The King Sisters

Born

  • December 21, 1913
  • Payson, UT

Died

  • August 4, 1997
  • Sandy, UT

Real Name

  • Luise Driggs

Marriages / Children

The King Sisters

Born to a large musical family, the King Sisters were a popular vocal act during the big band era and are best remembered today for their television variety program during the late 1960s and early 1970s. They began their music careers as part of the Driggs Family of Entertainers, playing local churches and small concert halls in their native Utah before moving to California in 1924. In the early 1930s sisters Louise, Maxine and Alyce formed a vocal trio along the lines of their idols, the Boswell Sisters, and traveled to San Francisco to audition for radio station KGO (to replace the Boswell Sisters themselves, who were leaving the station). The audition went poorly but they soon landed a job at Oakland radio station KLX, where they adopted the name King, their father's middle name.

The sisters later broadcast for KSL in Salt Lake City, where they were heard by bandleader Horace Heidt. In 1935 he offered them a job with his orchestra at the Golden Gate Theater in San Francisco. The group was a popular addition to Heidt's stage show and traveled with him to Chicago. Maxine left the group in 1936 to be married. Sisters Donna and Yvonne took her place, forming a four-part harmony. Louise fell in love with Heidt guitarist Alvino Rey, and they were were married in 1937.

In 1938 Heidt's orchestra landed a spot at the Biltmore Hotel in New York. Their new radio sponsor had signed them on the strength of Alyce's vocals. Heidt was resentful and seized upon the first opportunity to fire her when one night her microphone fell off its stand and hit a patron. The other sisters immediately quit, followed by Rey. They headed to Los Angeles, where the sisters landed a recording contract with RCA and a spot on Artie Shaw's radio program while Rey worked on forming his own band.

Rey's orchestra debuted with the sisters as key vocalists in 1939 and was an immediate success. They began touring the country and were later booked into the Biltmore, where they had been fired a year earlier and were quickly fired again when Rey played a jazz number instead of the society dance music favored by the house. The group found refuge in New Jersey at the Rustic Cabin, where they were broadcast over radio station WOR. Their big break came in 1941 when they were asked to substitute for an ailing Dinah Shore at New York's Paramount Theater. The engagement led to increased exposure, and they soon found themselves one of the most popular acts in the country, garnering top ten hits and making appearances in Hollywood films.

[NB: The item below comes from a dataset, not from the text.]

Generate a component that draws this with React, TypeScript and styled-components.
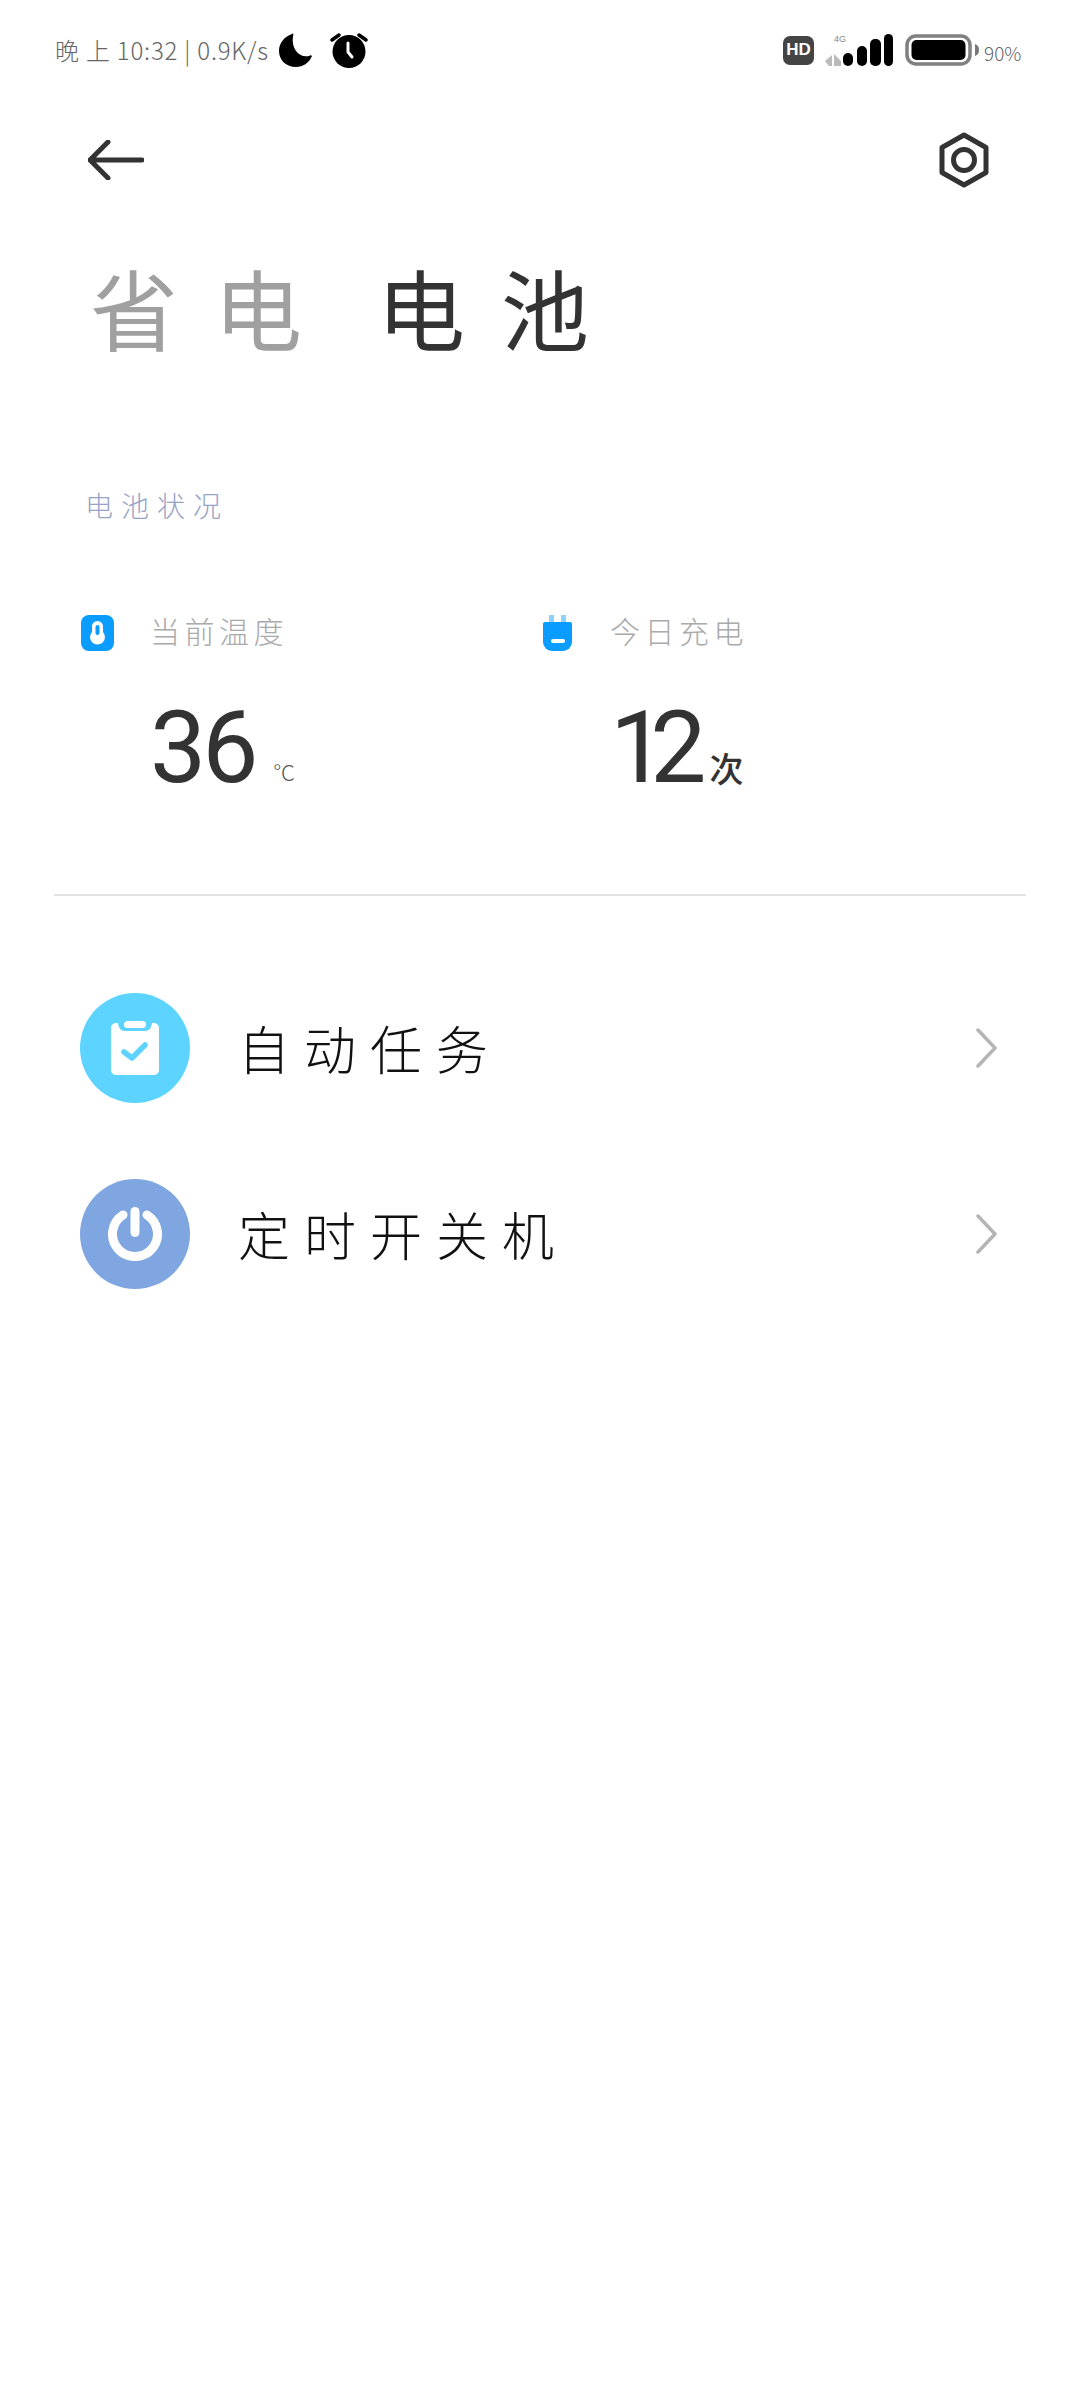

In 1944 Rey dissolved his band and joined the Navy. The sisters kept busy with radio work while he was away and rejoined his new orchestra after the war. Rey broke up the new orchestra in 1950, and the sisters took leave from show business to concentrate on their families, They made a comeback in the late 1950s with Rey as music director and sister Marilyn replacing Donna.

Signing with Capitol Records they released an album of Hawaiian music, followed by a daring vocal album called Imagination. Modernizing their sound along the lines of Lambert, Hendricks, and Ross, they created an innovative jazz harmony and once again came into the spotlight. They followed Imagination with the equally inventive Warm and Wonderful, which featured a group of male singers providing counterpoint.

In 1965 ABC broadcast a special featuring the extended King Family. This special grew into a series which ran for five seasons. The sisters continued making sporadic appearances throughout the 1970s and 1980s. Alyce died in 1996. Louise passed away in 1997.